● TO DO:
Beginning with the first line, set down every line through the one containing "const n = (v: string): Cell", exactly as it appears, but not the pictures.
[begin SUPPLIED INFORMATION]
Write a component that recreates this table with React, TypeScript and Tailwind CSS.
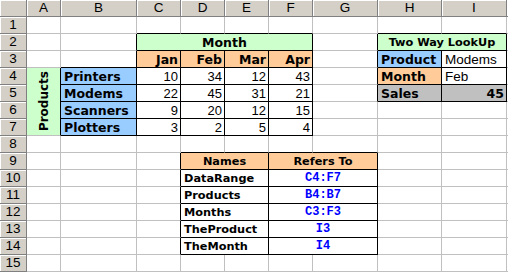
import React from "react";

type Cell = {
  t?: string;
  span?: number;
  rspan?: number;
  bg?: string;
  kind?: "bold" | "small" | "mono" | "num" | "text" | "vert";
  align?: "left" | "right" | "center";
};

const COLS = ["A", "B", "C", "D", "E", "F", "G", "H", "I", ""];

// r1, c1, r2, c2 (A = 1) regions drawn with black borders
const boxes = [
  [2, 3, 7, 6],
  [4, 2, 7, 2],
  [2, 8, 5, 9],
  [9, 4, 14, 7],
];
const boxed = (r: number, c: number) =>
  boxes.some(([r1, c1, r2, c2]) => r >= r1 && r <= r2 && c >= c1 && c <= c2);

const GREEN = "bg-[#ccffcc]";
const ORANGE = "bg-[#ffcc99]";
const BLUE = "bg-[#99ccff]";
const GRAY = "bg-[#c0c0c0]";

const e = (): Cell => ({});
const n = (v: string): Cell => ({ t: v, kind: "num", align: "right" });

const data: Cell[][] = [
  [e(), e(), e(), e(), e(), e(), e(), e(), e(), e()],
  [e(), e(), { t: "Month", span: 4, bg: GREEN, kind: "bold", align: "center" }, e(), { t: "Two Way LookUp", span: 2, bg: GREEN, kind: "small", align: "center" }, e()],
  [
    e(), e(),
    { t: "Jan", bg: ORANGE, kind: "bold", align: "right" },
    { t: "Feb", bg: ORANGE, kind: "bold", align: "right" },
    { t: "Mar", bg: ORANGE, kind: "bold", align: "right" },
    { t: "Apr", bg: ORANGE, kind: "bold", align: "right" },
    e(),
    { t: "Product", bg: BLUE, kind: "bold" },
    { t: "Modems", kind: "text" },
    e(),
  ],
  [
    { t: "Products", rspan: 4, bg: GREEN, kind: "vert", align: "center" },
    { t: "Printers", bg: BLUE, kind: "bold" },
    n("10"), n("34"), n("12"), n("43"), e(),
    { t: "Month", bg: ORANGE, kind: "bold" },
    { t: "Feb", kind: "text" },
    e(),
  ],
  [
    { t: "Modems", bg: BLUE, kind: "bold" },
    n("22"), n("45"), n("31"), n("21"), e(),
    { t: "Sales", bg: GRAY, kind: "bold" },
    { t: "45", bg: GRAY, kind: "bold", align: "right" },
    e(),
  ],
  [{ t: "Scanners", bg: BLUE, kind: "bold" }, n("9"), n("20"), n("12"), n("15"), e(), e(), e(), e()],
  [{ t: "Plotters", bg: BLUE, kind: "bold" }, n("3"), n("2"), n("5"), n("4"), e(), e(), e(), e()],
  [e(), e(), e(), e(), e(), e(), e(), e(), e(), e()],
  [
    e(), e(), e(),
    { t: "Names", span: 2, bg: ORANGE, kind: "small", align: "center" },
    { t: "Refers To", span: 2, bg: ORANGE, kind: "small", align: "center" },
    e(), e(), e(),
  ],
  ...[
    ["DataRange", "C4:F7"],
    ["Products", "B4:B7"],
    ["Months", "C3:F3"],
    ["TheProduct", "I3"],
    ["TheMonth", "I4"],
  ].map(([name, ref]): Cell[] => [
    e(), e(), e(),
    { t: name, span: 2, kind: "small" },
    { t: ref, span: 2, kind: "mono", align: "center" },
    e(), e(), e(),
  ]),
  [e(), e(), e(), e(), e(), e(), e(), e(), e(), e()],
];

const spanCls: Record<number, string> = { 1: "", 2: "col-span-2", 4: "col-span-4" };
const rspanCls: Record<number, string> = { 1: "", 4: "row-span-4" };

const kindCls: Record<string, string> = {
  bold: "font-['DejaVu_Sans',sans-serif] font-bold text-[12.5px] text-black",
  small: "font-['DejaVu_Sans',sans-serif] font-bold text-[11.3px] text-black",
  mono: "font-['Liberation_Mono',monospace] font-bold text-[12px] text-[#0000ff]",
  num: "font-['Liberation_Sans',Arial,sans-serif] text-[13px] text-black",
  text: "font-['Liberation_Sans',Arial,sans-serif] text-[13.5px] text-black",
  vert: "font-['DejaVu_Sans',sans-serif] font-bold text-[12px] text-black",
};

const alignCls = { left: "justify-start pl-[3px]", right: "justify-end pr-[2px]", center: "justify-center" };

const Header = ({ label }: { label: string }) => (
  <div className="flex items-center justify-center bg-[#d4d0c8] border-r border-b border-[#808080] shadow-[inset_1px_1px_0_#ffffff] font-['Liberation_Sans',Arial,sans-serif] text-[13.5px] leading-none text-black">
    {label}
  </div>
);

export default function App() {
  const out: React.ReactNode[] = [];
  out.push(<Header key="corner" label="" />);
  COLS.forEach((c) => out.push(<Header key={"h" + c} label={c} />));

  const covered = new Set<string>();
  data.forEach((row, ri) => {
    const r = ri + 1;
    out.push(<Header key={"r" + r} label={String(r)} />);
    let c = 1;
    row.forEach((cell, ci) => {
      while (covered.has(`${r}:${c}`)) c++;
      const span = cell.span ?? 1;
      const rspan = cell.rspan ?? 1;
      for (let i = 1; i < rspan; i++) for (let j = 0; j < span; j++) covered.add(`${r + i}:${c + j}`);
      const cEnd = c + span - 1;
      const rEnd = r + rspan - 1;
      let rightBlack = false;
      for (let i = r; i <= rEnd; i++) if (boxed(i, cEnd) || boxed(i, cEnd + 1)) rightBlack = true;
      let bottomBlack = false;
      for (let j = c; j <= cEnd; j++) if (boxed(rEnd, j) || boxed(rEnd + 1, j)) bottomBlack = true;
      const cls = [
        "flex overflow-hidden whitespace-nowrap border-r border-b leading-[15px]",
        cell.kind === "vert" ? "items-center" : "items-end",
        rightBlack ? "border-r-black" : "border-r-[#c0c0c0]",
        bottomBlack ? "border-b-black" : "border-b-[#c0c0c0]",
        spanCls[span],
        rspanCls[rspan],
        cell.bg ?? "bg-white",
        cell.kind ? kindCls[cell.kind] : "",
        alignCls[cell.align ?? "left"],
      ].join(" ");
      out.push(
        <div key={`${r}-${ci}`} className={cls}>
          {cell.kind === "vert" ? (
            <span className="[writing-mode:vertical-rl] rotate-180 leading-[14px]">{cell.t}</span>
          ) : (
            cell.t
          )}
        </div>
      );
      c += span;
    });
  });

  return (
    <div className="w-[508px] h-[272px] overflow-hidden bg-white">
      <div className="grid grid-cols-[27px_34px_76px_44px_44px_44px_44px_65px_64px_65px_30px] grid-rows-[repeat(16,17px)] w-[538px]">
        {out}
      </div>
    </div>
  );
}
[end SUPPLIED INFORMATION]
● FINISHED EXERCISE:
Write a component that recreates this table with React, TypeScript and Tailwind CSS.
import React from "react";

type Cell = {
  t?: string;
  span?: number;
  rspan?: number;
  bg?: string;
  kind?: "bold" | "small" | "mono" | "num" | "text" | "vert";
  align?: "left" | "right" | "center";
};

const COLS = ["A", "B", "C", "D", "E", "F", "G", "H", "I", ""];

// r1, c1, r2, c2 (A = 1) regions drawn with black borders
const boxes = [
  [2, 3, 7, 6],
  [4, 2, 7, 2],
  [2, 8, 5, 9],
  [9, 4, 14, 7],
];
const boxed = (r: number, c: number) =>
  boxes.some(([r1, c1, r2, c2]) => r >= r1 && r <= r2 && c >= c1 && c <= c2);

const GREEN = "bg-[#ccffcc]";
const ORANGE = "bg-[#ffcc99]";
const BLUE = "bg-[#99ccff]";
const GRAY = "bg-[#c0c0c0]";

const e = (): Cell => ({});
const n = (v: string): Cell => ({ t: v, kind: "num", align: "right" });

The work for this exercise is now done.